The supplier's role is now that of a technology scout. It requires analyzing not just specs, but the underlying technology stack, the manufacturer's roadmap, software update history, and the real-world usability of AI features. Prioritizing products from vendors who invest in continuous software improvement is crucial, as a camera's intelligence is largely defined by its firmware. High-potential products are those that balance cutting-edge features (like reliable AI framing) with robust construction, strong platform certifications, and a clear path for future updates.

Adapting to Changing Customer Needs

Customer needs are shifting from buying a product to acquiring a meeting experience. Suppliers must evolve from transactional resellers to consultative partners. This involves conducting needs assessments, understanding the customer's primary collaboration platforms, room sizes, and lighting conditions, and then recommending the right technology mix. It also means being prepared to support hybrid deployments, where a single organization may need everything from personal webcams to all-in-one bars to modular room systems. Flexibility and a broad, yet curated, inventory are essential.

Investing in Training and Expertise

To sell and support these complex technologies, a supplier's team must be deeply knowledgeable. Continuous investment in technical training on AI features, integration protocols, and platform certifications is non-negotiable. Sales staff must be able to articulate the business value of auto-framing, not just list it as a feature. Technical support must be able to troubleshoot software-based issues, not just hardware faults. Building this internal expertise is what will distinguish a true market leader from a mere distributor, fostering trust and long-term customer relationships.

Summary of Emerging Technologies

The future of video conferencing cameras is intelligent, integrated, and immersive. AI is the dominant force, automating camera work and audio processing to create seamless, professional meetings. Imaging continues to advance with 4K, HDR, and superior low-light performance for lifelike clarity. Connectivity is becoming more flexible and universal, while design trends cater to every space from the personal desk to the global boardroom. The successful video camera conference supplier understands that they are no longer selling a simple peripheral but a critical component of an organization's collaboration infrastructure.

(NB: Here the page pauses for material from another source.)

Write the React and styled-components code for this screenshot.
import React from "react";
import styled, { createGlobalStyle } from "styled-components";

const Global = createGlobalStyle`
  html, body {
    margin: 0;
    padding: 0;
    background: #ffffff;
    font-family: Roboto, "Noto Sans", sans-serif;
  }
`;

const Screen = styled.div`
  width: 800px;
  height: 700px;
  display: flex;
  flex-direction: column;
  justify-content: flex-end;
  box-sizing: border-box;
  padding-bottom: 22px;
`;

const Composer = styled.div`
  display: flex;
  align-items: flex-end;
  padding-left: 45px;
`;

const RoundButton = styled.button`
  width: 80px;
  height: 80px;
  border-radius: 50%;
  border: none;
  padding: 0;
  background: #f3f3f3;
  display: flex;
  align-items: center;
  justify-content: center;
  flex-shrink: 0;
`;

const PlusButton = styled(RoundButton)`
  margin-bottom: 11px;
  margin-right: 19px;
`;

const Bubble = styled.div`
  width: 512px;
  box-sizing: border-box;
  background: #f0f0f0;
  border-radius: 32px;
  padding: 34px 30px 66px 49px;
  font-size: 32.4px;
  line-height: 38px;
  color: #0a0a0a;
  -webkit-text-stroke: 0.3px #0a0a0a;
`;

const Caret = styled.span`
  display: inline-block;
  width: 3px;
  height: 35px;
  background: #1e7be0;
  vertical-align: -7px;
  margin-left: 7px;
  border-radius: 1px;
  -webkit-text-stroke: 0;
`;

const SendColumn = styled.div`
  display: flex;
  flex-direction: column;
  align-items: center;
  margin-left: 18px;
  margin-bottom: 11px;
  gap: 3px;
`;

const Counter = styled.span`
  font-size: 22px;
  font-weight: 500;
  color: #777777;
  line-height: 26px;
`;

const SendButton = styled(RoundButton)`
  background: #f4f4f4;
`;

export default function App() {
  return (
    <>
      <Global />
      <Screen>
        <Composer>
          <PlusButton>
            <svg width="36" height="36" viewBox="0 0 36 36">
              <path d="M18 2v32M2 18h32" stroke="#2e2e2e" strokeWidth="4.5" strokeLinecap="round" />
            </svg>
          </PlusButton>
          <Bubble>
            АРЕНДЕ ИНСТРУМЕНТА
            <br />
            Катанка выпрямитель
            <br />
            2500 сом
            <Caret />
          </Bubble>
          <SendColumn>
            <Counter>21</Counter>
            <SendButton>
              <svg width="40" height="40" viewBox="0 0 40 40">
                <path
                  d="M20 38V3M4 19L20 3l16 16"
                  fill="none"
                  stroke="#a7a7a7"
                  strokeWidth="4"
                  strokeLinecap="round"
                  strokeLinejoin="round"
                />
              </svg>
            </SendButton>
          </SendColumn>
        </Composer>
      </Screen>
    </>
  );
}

Recommendations for Suppliers

To future-proof your business, adopt a strategic approach. First, curate a layered portfolio that addresses personal, small room, and large room needs with a focus on AI and platform integration. Second, prioritize software-enabled hardware from vendors with a track record of updates. Third, develop deep integration capabilities or partner with those who have them, to handle enterprise-scale deployments. Fourth, educate your customers on the total cost of ownership and the value of future-proof features, not just the sticker price. Finally, invest relentlessly in your team's knowledge. By doing so, you transition from being a supplier of products to a trusted advisor on the future of work, ensuring your inventory—and your business—remains relevant and competitive for years to come.